Siglati gli accordi di Abramo di Israele con il Bahrein e gli Emirati. Trump: «Altri Stati seguiranno»

di Davide Frattini

DAL NOSTRO CORRISPONDENTE
GERUSALEMME Dei settecento ospiti l’unico a restare a casa è quello che avrebbe dovuto essere invitato. Il premier Benjamin Netanyahu è volato a Washington con tutta la famiglia, i consiglieri, il capo del Mossad. Non si è portato dietro Gaby Ashkenazi, il ministro degli Esteri, avversario di campagna elettorale diventato alleato di coalizione. È lui — stabilisce una norma israeliana del 1951 — a dover firmare i trattati con altre nazioni. Così l’ex capo di Stato Maggiore ha studiato nella notte il documento e ha concesso il permesso a Netanyahu (in termini tecnici una procura legale) prima della cerimonia.
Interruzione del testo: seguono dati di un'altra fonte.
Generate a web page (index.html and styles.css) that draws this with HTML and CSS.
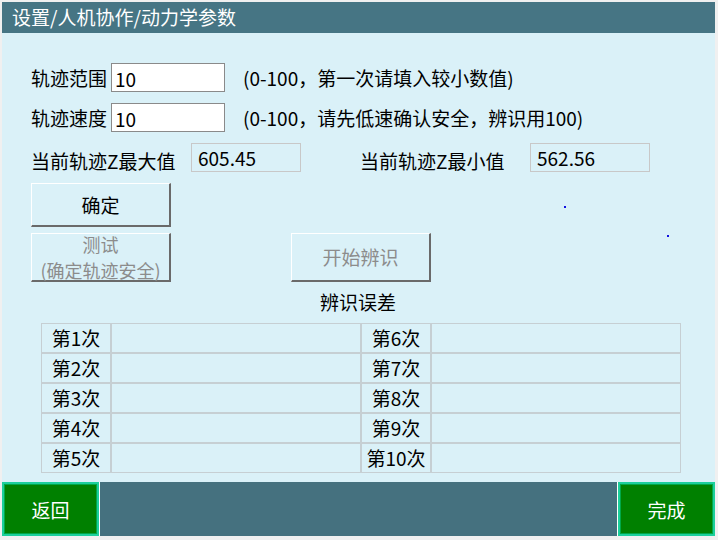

In cambio ha ottenuto la conferma che l’intesa non avrà valore fino a quando non sarà approvata dal governo al completo e dal Parlamento.

Sull’erba del South Lawn alla Casa Bianca, lo stesso sfondo di colonne bianche della firma degli accordi di Oslo il 13 settembre del 1993, in pochi indossano la mascherina, i più ligi sono gli israeliani, da dopodomani il Paese deve sottoporsi alla seconda quarantena totale per rallentare l’epidemia. Donald Trump ha voluto dare a questo patto tra lo Stato ebraico, gli Emirati Arabi e il Bahrein un nome biblico: gli accordi di Abramo sono i primi dal 1994, dalla stretta di mano con la Giordania.